Putin to meet Erdogan amid push to revive Ukraine grain deal
The announcement of Monday’s meeting in Sochi comes amid international efforts to patch up the Black Sea Grain Initiative.
Russian President Vladimir Putin will hold talks with his Turkish counterpart, Recep Tayyip Erdogan, next week as Ankara and the United Nations seek to revive a Ukraine grain export deal that helped ease a global food crisis.
Kremlin spokesman Dmitry Peskov said on Friday that Putin and Erdogan would meet on Monday in Russia’s Black Sea resort of Sochi.
The announcement ended weeks of speculation about when and where the two leaders might meet next as international efforts continue to patch up the Black Sea Grain Initiative, which shipped grain and other food to parts of Africa, the Middle East and Asia where hunger is a growing threat. It ended when Russia unilaterally withdrew from the agreement in July.

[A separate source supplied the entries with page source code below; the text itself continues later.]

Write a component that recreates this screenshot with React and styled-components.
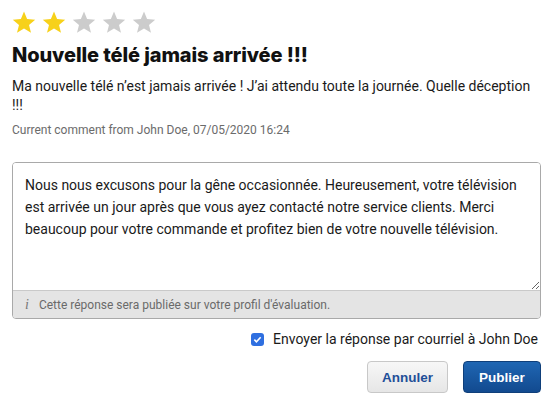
import styled, { createGlobalStyle } from "styled-components";

const GlobalStyle = createGlobalStyle`
  body {
    margin: 0;
    background: #fff;
    font-family: Roboto, "Liberation Sans", sans-serif;
    color: #1a1a1a;
  }
`;

const Page = styled.div`
  padding: 10px 15px 0 12px;
  display: flex;
  flex-direction: column;
`;

const Stars = styled.div`
  display: flex;
  gap: 6px;
  height: 24px;
  align-items: center;
`;

const Title = styled.h1`
  margin: 7px 0 0;
  font-family: Inter, Roboto, sans-serif;
  font-size: 20px;
  font-weight: 800;
  letter-spacing: -0.1px;
  color: #111;
  line-height: 28px;
`;

const Comment = styled.p`
  margin: 8px 0 0;
  font-size: 14px;
  line-height: 19px;
  color: #1a1a1a;
`;

const Meta = styled.div`
  margin-top: 8px;
  font-size: 12px;
  color: #6b6b6b;
`;

const Box = styled.div`
  margin-top: 25px;
  border: 1px solid #a9a9a9;
  border-radius: 4px;
  overflow: hidden;
  display: flex;
  flex-direction: column;
`;

const Reply = styled.textarea`
  border: none;
  outline: none;
  resize: vertical;
  height: 127px;
  padding: 11px 12px;
  font-family: Roboto, "Liberation Sans", sans-serif;
  font-size: 14px;
  line-height: 22px;
  color: #1a1a1a;
  box-sizing: border-box;
`;

const Hint = styled.div`
  background: #e4e4e4;
  border-top: 1px solid #c9c9c9;
  height: 27px;
  display: flex;
  align-items: center;
  gap: 10px;
  padding-left: 12px;
  font-size: 12px;
  color: #6a6a6a;
`;

const InfoIcon = styled.span`
  font-family: "Liberation Serif", serif;
  font-style: italic;
  font-size: 14px;
  color: #777;
`;

const CheckRow = styled.label`
  margin-top: 12px;
  margin-right: 3px;
  align-self: flex-end;
  display: flex;
  align-items: center;
  gap: 9px;
  font-size: 14px;
  color: #1a1a1a;
`;

const CheckBox = styled.span`
  width: 13px;
  height: 13px;
  border-radius: 3px;
  background: #2f6fe0;
  display: flex;
  align-items: center;
  justify-content: center;
`;

const Actions = styled.div`
  margin-top: 14px;
  display: flex;
  justify-content: flex-end;
  gap: 15px;
`;

const Button = styled.button`
  height: 32px;
  width: ${(p) => (p.$primary ? "78px" : "81px")};
  padding: 0;
  border-radius: 4px;
  font-family: "Liberation Sans", Arial, sans-serif;
  font-weight: 700;
  font-size: 13.5px;
  cursor: pointer;
  border: 1px solid ${(p) => (p.$primary ? "#0f3f7a" : "#c8c8c8")};
  color: ${(p) => (p.$primary ? "#fff" : "#1f4f98")};
  background: ${(p) =>
    p.$primary
      ? "linear-gradient(#1f66b3, #124a8f)"
      : "linear-gradient(#f7f7f7, #e6e6e6)"};
`;

const Star = ({ on }) => (
  <svg width="24" height="24" viewBox="0 0 24 24">
    <path
      d="M12 1.5l3.1 7.6 8.1.6-6.2 5.2 2 7.9L12 18.5l-7 4.3 2-7.9L.8 9.7l8.1-.6z"
      fill={on ? "#f7d11a" : "#cccccc"}
    />
  </svg>
);

export default function App() {
  const rating = 2;
  return (
    <>
      <GlobalStyle />
      <Page>
        <Stars>
          {[1, 2, 3, 4, 5].map((n) => (
            <Star key={n} on={n <= rating} />
          ))}
        </Stars>
        <Title>Nouvelle télé jamais arrivée !!!</Title>
        <Comment>
          Ma nouvelle télé n’est jamais arrivée ! J’ai attendu toute la journée. Quelle déception !!!
        </Comment>
        <Meta>Current comment from John Doe, 07/05/2020 16:24</Meta>
        <Box>
          <Reply
            defaultValue="Nous nous excusons pour la gêne occasionnée. Heureusement, votre télévision est arrivée un jour après que vous ayez contacté notre service clients. Merci beaucoup pour votre commande et profitez bien de votre nouvelle télévision."
          />
          <Hint>
            <InfoIcon>i</InfoIcon>
            Cette réponse sera publiée sur votre profil d'évaluation.
          </Hint>
        </Box>
        <CheckRow>
          <CheckBox>
            <svg width="9" height="9" viewBox="0 0 10 10">
              <path d="M1.5 5.2l2.3 2.3L8.5 2.5" stroke="#fff" strokeWidth="1.8" fill="none" />
            </svg>
          </CheckBox>
          Envoyer la réponse par courriel à John Doe
        </CheckRow>
        <Actions>
          <Button>Annuler</Button>
          <Button $primary>Publier</Button>
        </Actions>
      </Page>
    </>
  );
}
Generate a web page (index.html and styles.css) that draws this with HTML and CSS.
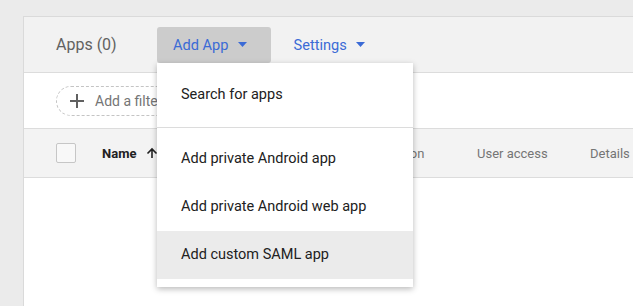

Ukraine and Russia are major global suppliers of wheat, barley, sunflower oil and other farm commodities that developing nations rely on.
Turkey, together with the UN, brokered the deal in July 2022. It allowed Ukraine to resume shipping foodstuffs from three of its Black Sea ports during the war with Russia. Under the initiative, ship and cargo inspections were overseen from Turkey, and vessels sailed to and from Ukraine from there. Almost 33,000 tonnes of grain left Ukraine while the agreement was in effect.
Peskov said Erdogan, who had previously played a significant role in persuading Putin to stick with the deal, would hold talks with the Kremlin chief in Sochi on Monday but gave no further details.
Turkish Foreign Minister Hakan Fidan met Russian Defence Minister Sergey Shoigu in Moscow on Friday ahead of the Erdogan-Putin meeting.
‘Not our fault’
Shoigu said Russia was not to blame for the grain deal failure and repeated the Russian position that Moscow would return to it if all the promises made to Russia were fulfilled.
“It’s not our fault today, but it’s stopped,” Shoigu said in a statement released by the Ministry of Defence. “Here we can say only one thing, that if everything that was promised to Russia is fulfilled, the deal will be extended.”
“It turned out that it is more difficult to do this than to build new corridors, new ground routes,” said Shoigu, who attended the signing ceremony for the Black Sea deal in Istanbul in 2022.
The Black Sea grain deal was intended to combat a global food crisis that the UN said had been worsened by Russia’s full-scale invasion of Ukraine in February 2022, which Russia calls a “special military operation”.
UN Secretary-General Antonio Guterres said on Thursday that he had sent Russian Foreign Minister Sergey Lavrov “a set of concrete proposals” aimed at reviving the agreement.
Turkey’s foreign minister said at a briefing in Moscow on Thursday that reviving the deal was important for the world.
US wheat prices rose on Friday, a day after Lavrov said Russia saw no sign that it would receive the guarantees needed to revive the grain deal.
Lavrov said the West was hyping the talk of a global food crisis as prices remained around 2021 levels and had ignored Putin’s pledge to supply Burkina Faso, Zimbabwe, Mali, Somalia, the Central African Republic and Eritrea with up to 50,000 tonnes of grain each free of charge.
To persuade Moscow to approve the original deal, a three-year accord was struck at the same time under which UN officials agreed to help Russia with its own food and fertiliser exports.
But Moscow said the memorandum had not been honoured due to the treachery of the West.
Lavrov said he had discussed Putin’s initiative to supply up to 1 million tonnes of Russian grain to Turkey at reduced prices for subsequent processing at Turkish plants and shipping to countries most in need. That proposal is also being discussed with Qatar.
While Russian exports of food and fertiliser are not subject to Western sanctions imposed after Russia’s invasion, Moscow has said restrictions on payments, logistics and insurance have hindered its shipments.
Two cargo vessels left a port near Odesa, Ukraine’s deputy prime minister said on Friday. They were the third and fourth to transit from deep-water Ukrainian ports through the Black Sea since Russia withdrew from the safe passage deal. They are sailing a new route that hugs the coast of Romania and Bulgaria.